WHAT THE TASK ASKS » Select every line below containing the word "React".

DATA EXTRACT »
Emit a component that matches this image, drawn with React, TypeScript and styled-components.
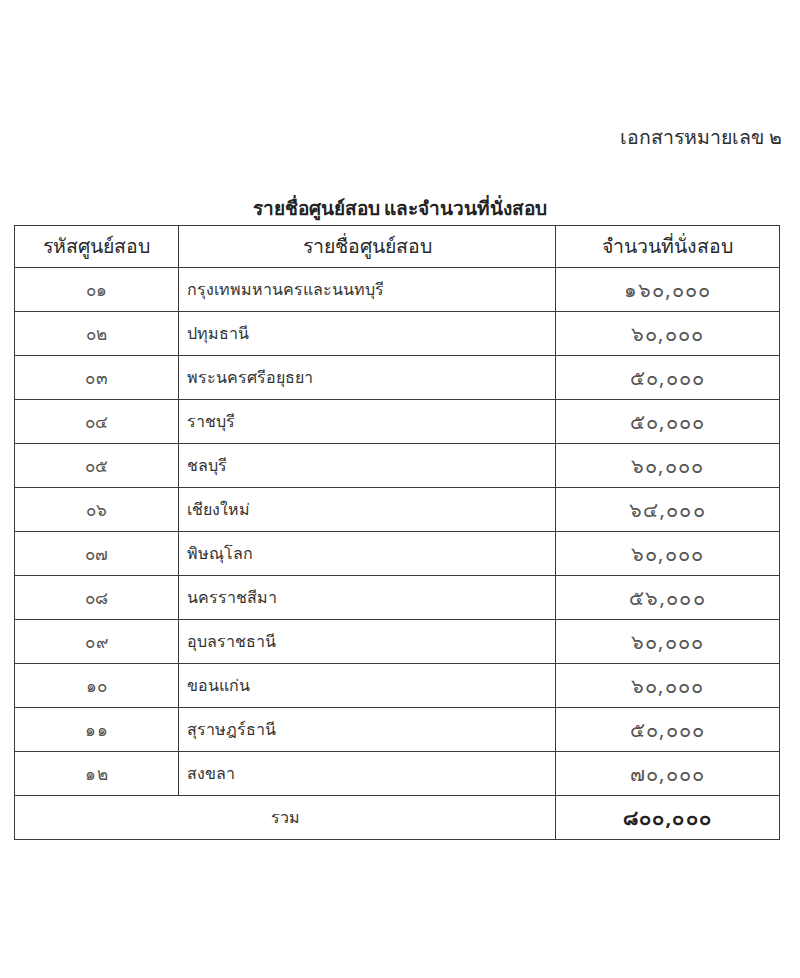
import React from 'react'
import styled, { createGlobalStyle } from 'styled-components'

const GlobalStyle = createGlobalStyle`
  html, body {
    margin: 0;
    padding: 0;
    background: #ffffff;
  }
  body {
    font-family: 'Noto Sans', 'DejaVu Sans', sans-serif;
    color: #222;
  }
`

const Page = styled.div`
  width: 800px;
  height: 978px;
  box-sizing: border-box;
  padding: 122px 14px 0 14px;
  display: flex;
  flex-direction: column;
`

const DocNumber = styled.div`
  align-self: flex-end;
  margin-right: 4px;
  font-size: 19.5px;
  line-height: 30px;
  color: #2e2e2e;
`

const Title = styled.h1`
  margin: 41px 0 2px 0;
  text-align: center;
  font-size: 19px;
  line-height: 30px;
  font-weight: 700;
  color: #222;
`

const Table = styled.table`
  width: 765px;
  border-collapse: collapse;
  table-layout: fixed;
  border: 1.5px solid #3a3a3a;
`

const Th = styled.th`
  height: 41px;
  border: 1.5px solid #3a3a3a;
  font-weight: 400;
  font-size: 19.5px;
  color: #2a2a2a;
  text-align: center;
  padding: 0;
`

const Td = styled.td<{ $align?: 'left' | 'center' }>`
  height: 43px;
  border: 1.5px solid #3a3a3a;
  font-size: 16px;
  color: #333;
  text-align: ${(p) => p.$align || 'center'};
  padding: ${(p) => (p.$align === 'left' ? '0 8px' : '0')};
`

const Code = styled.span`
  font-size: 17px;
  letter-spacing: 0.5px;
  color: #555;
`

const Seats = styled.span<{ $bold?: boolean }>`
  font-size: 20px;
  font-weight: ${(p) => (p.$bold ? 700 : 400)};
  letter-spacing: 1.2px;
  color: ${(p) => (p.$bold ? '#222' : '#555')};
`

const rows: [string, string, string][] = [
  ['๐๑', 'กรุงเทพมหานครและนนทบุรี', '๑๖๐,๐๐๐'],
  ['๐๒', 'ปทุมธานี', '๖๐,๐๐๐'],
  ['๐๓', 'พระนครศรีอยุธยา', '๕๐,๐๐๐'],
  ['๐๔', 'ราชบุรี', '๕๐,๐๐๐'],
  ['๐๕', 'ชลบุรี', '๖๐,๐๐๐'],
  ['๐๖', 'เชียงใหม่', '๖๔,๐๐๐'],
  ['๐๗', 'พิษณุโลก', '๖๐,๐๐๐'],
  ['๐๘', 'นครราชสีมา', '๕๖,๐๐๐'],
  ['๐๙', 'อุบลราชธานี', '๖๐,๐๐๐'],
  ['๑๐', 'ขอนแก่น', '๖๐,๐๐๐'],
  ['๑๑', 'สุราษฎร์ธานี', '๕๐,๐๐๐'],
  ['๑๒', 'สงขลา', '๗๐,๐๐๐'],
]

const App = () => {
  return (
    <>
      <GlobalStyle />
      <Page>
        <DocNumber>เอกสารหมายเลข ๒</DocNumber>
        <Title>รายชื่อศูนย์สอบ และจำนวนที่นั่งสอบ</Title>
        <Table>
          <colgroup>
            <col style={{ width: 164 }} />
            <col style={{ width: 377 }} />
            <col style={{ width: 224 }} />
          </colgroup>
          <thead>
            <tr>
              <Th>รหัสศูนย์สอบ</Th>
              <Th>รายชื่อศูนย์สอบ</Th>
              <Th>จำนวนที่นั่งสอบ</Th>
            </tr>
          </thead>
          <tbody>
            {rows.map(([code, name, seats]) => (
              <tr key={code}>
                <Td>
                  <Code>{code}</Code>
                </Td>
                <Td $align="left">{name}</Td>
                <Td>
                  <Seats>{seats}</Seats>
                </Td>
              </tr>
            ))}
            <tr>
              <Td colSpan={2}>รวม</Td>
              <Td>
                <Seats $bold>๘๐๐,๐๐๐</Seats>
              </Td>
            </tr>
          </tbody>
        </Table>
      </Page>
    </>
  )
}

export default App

EXERCISE RESULT »
Emit a component that matches this image, drawn with React, TypeScript and styled-components.
import React from 'react'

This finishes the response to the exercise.